This column addresses a single article Wagner's shop published in a journal volume entitled "Mortgage Fraud" to train Assistant U.S. Attorneys (AUSAs) on how to investigate and prosecute mortgage fraud. 32 UNITED STATES ATTORNEYS' BULLETIN MAY 2010. The title of the article is "Finding the Smoking Gun," and the author is Barbara E. Nelan, Assistant United States Attorney, Northern District of Georgia.

This article exemplifies three decisive DOJ failures led by Wagner. AUSAs were trained by Wagner to believe three lies:

  1. The "bank," by which he really meant the bank CEO, was always the victim of mortgage fraud and never the leader of those frauds
  2. Banking regulatory agencies had no meaningful role to play in detecting, investigating, and aiding the prosecution of frauds that was worth mentioning in the training, and
  3. Whistleblowers had no meaningful role to play in detecting and aiding the prosecution of frauds that was worth mentioning in the training

Those three lies guaranteed de facto immunity for the senior bank officers who led the three most destructive financial fraud epidemics in history.

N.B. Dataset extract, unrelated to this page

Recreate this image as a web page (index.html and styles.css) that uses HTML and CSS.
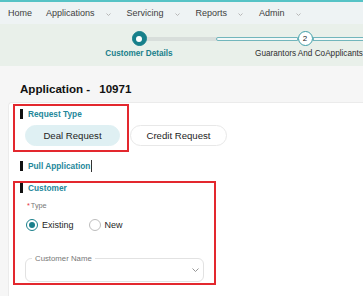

Wagner has defined out of existence the three financial fraud epidemics that drove our crisis, trivialized the critical need to restore the criminal referral process at the banking regulatory agencies, and failed to train AUSAs to understand the critical need to have whistleblowers come forward -- particularly given the destruction of the criminal referral process at the banking regulatory agencies.

As I will explain in a future installment, DOJ's cases against the three largest U.S. banks that it has settled with or is about to settle with were largely handed to DOJ by whistleblowers. I have noted the shameful and self-destructive (if the goal of the administration were to prosecute elite banksters) approach of Holder and DOJ to these whistleblowers -- they refuse to even praise their service to the Nation. President Obama and Holder should, in February 2009, have made a national call for thousands of whistleblowers to come forward with information about the elite banksters whose frauds even Holder now admits were "mightily" to blame for the crisis. No one not employed by the administration believes that the administration wants to prosecute the elite banksters who grew wealthy by leading the record fraud epidemics that caused the crisis.

DOJ's Phony War against the Fraudulent Mice

Holder made Wagner DOJ's leader of the deliberately misdirected prosecutorial effort against the mortgage fraud "mice" rather than the fraud "lions" that were -- to quote DOJ -- "devastating" the global economy not "despite" Wagner propagating these three crude lies throughout DOJ, the FBI, and the media, but because Wagner was willing to spread these lies. That is also why Holder keeps Wagner DOJ's top guy on mortgage fraud. As I explained to Bill Moyers in his 2009 interview of me, one of the lowest common denominators of the Bush and Obama administrations was that their senior officials dealing with the crisis "were all promoted because they failed."

Wagner is at one of the epicenters of the three mortgage fraud epidemics, but he has failed to prosecute a single senior officer of the major lenders that drove the crisis. He is batting .000 against the fraud lions. As I explain in this piece, he has trained AUSAs to ensure that they also bat .000 against the lions by training them that the lions don't exist. Wagner claims the mice caused the crisis. It is a lie so crude, and so preposterous that it leaves one breathless.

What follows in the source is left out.